| REQUIREMENT |
Below are some records; work out how many of their lines contain "screenshot" and give the number only.

| DATA SECTION |
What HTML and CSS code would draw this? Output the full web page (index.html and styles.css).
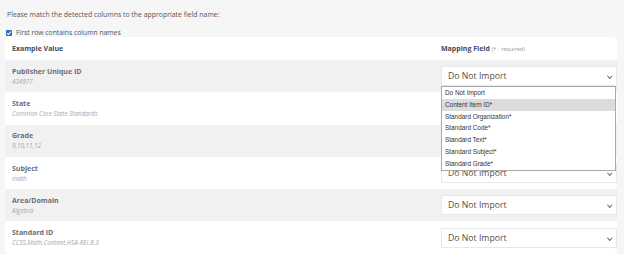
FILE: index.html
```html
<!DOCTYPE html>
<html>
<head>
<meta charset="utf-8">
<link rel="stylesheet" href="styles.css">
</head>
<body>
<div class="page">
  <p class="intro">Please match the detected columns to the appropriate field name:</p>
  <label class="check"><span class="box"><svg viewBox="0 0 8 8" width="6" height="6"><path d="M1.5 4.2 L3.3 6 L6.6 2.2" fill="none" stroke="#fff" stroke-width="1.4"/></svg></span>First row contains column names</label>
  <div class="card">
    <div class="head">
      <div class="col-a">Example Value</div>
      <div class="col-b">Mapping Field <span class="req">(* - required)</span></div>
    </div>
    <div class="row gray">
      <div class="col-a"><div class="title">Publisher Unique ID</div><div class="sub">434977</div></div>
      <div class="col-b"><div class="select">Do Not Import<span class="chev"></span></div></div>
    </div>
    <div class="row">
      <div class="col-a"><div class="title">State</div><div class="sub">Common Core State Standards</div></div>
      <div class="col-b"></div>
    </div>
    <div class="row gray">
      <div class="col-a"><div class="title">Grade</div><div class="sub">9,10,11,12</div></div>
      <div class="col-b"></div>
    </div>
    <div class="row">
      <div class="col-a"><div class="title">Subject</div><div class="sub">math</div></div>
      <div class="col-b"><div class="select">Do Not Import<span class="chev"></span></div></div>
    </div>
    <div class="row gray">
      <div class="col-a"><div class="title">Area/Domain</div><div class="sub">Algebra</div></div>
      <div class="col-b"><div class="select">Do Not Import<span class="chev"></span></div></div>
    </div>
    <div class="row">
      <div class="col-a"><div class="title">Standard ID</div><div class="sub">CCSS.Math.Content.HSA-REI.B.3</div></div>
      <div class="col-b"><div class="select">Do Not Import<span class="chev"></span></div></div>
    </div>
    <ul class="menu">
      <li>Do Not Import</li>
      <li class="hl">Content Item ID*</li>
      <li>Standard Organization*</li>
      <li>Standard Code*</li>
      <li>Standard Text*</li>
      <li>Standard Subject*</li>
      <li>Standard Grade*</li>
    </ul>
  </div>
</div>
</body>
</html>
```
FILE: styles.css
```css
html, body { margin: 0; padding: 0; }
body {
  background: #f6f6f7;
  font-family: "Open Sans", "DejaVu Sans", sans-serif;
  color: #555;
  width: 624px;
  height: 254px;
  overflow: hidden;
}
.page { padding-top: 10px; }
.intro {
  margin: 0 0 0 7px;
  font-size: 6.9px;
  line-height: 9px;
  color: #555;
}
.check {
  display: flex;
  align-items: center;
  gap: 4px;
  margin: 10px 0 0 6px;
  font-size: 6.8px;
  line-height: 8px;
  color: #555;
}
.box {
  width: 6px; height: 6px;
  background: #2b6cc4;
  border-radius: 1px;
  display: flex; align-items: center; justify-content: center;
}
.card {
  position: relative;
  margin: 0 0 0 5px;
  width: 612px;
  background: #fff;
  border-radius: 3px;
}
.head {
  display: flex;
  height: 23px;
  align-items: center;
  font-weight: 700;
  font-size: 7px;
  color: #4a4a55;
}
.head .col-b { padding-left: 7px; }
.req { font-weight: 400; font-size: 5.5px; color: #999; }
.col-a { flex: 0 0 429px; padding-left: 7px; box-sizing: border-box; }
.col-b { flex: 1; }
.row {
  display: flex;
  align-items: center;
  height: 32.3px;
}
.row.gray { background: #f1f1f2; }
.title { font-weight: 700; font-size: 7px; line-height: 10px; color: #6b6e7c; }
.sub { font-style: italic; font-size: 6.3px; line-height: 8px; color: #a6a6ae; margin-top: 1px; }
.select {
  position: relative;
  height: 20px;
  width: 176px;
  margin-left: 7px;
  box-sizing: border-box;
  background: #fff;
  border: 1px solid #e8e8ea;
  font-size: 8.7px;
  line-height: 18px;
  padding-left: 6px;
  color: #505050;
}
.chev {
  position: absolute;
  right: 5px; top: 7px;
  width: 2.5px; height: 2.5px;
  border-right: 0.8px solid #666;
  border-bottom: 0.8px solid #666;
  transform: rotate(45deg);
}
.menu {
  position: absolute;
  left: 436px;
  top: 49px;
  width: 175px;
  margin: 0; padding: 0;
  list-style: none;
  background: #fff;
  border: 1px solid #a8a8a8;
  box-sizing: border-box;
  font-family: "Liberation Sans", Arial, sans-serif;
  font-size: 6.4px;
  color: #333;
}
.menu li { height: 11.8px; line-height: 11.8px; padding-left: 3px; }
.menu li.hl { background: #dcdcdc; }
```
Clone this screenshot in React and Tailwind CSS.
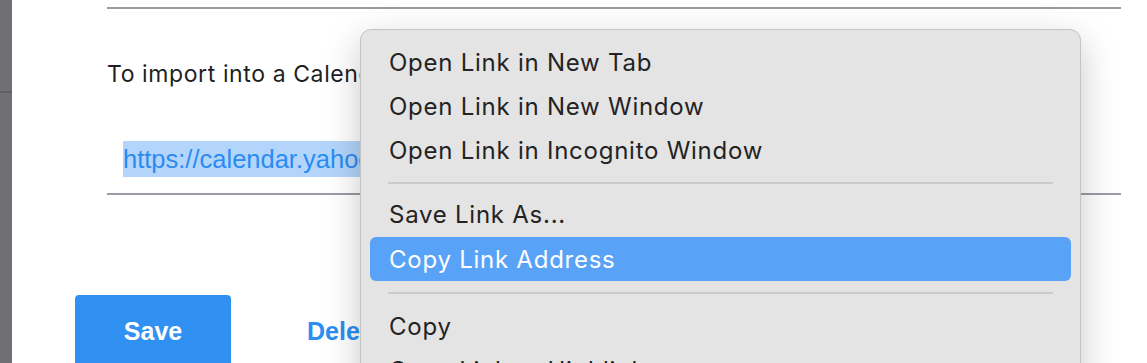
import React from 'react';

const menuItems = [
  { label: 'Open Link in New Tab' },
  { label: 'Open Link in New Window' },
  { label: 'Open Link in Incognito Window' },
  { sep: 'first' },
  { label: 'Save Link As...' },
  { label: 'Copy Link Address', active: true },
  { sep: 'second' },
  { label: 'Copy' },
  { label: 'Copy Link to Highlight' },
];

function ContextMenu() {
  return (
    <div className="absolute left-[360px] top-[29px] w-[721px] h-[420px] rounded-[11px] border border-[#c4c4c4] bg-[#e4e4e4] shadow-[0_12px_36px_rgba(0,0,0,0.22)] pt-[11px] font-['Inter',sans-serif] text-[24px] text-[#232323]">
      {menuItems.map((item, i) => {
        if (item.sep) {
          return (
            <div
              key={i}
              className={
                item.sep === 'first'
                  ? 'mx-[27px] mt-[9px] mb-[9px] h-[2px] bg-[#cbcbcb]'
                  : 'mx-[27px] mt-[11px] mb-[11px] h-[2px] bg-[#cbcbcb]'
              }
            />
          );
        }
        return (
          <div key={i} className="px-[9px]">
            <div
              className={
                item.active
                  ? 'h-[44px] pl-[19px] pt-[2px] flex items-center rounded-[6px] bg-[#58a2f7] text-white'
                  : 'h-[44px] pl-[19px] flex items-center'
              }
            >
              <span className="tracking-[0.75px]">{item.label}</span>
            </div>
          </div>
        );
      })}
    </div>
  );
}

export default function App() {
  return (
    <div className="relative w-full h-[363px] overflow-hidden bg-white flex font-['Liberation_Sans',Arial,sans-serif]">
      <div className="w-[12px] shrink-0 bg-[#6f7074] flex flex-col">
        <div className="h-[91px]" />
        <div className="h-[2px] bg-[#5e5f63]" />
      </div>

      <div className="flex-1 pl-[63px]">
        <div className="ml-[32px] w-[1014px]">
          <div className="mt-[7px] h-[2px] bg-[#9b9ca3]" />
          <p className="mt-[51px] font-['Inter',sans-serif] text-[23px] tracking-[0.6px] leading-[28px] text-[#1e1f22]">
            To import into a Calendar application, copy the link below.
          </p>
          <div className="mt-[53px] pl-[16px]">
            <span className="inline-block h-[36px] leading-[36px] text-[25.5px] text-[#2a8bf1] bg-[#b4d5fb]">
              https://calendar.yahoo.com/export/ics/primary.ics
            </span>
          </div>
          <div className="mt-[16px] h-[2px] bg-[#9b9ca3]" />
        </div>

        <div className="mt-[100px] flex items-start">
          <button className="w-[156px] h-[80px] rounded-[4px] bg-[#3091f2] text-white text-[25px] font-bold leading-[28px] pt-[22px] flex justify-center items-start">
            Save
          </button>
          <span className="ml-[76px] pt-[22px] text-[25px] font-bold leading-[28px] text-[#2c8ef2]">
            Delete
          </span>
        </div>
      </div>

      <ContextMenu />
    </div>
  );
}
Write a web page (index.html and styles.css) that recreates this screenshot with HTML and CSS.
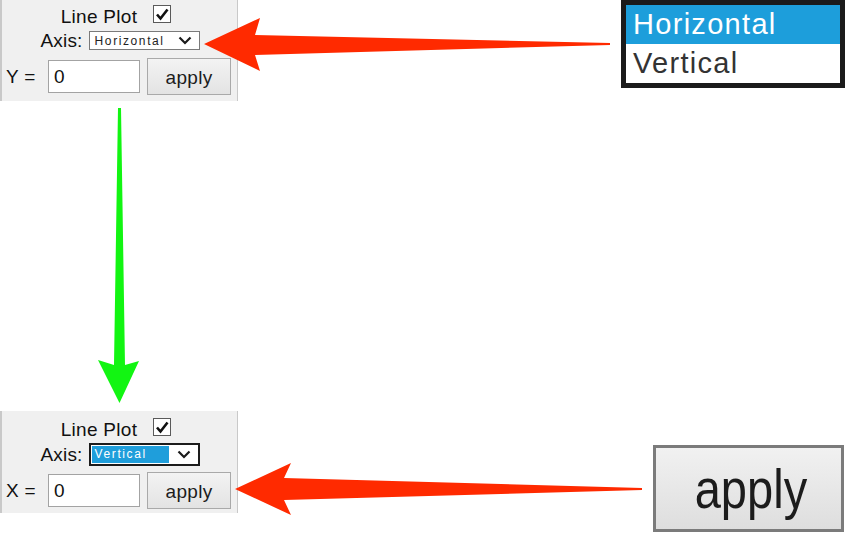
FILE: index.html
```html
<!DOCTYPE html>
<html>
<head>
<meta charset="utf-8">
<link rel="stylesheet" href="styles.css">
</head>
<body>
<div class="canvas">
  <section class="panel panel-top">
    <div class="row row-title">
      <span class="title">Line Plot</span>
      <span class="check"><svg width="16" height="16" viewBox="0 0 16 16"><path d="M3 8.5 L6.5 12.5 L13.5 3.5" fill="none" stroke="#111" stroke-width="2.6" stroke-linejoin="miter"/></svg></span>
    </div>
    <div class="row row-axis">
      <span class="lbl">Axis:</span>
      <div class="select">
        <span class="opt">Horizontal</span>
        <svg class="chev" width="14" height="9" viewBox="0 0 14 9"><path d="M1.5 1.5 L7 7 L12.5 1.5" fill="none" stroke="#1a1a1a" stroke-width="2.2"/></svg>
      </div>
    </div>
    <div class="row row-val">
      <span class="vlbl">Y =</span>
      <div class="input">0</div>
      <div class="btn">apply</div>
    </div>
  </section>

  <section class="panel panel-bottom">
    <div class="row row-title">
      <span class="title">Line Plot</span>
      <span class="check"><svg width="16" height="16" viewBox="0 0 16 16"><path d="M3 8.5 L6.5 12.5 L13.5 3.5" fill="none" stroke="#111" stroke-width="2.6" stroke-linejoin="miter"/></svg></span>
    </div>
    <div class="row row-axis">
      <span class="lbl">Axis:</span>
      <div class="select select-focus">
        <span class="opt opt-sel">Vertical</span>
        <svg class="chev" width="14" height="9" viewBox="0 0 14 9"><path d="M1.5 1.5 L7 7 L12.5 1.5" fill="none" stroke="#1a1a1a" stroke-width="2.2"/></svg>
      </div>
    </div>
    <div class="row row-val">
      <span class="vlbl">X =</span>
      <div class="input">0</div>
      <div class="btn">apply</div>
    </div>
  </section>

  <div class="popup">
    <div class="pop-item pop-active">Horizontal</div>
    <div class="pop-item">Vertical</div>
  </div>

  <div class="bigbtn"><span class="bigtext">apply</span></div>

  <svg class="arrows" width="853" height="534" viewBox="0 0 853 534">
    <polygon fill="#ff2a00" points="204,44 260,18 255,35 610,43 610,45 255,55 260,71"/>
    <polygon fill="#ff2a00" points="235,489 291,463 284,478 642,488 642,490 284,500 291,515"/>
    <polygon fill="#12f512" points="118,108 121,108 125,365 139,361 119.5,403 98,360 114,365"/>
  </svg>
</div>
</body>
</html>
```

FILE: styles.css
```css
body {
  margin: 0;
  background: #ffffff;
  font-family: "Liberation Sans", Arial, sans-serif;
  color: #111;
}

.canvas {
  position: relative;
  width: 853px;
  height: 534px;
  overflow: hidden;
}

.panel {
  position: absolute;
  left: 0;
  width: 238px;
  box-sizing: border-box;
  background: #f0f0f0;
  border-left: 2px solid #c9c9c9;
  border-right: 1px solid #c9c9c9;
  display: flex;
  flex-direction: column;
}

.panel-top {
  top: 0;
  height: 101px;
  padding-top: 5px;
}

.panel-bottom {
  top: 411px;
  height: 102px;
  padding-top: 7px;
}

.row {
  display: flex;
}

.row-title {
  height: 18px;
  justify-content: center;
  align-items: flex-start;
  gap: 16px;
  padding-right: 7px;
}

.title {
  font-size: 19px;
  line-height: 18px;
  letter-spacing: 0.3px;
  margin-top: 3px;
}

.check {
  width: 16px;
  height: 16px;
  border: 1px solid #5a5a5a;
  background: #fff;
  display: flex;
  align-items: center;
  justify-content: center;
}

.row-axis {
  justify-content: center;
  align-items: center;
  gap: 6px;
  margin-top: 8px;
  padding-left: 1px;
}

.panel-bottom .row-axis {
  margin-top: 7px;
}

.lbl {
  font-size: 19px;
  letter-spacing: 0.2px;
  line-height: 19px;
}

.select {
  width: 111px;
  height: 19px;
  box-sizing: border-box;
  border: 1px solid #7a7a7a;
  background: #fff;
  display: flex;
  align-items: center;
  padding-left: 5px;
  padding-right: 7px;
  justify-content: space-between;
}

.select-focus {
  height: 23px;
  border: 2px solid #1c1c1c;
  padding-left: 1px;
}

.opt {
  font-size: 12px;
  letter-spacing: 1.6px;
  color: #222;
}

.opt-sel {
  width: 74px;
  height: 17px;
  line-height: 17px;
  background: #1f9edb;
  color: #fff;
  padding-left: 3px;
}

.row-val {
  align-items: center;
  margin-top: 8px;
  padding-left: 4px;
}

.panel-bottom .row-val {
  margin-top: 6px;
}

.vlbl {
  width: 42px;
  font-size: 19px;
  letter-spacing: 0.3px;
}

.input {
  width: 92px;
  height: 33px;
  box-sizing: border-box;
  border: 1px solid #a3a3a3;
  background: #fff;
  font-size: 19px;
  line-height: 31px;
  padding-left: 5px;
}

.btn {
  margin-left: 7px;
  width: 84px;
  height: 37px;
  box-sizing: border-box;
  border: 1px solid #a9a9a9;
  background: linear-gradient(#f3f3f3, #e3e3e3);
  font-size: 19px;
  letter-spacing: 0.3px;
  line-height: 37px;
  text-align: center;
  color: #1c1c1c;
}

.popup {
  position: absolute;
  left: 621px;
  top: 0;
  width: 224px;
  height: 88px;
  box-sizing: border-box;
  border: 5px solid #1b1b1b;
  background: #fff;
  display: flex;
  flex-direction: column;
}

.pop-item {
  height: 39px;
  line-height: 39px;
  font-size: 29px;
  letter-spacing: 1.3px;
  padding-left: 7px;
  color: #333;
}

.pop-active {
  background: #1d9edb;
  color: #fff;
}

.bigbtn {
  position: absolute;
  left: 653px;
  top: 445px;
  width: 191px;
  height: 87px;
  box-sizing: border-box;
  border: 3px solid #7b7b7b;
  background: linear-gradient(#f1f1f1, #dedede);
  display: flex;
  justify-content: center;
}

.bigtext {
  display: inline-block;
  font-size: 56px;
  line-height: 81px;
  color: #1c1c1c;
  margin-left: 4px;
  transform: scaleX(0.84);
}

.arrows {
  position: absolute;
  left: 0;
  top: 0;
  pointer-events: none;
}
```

| RESPONSE FOR THIS EXERCISE |
2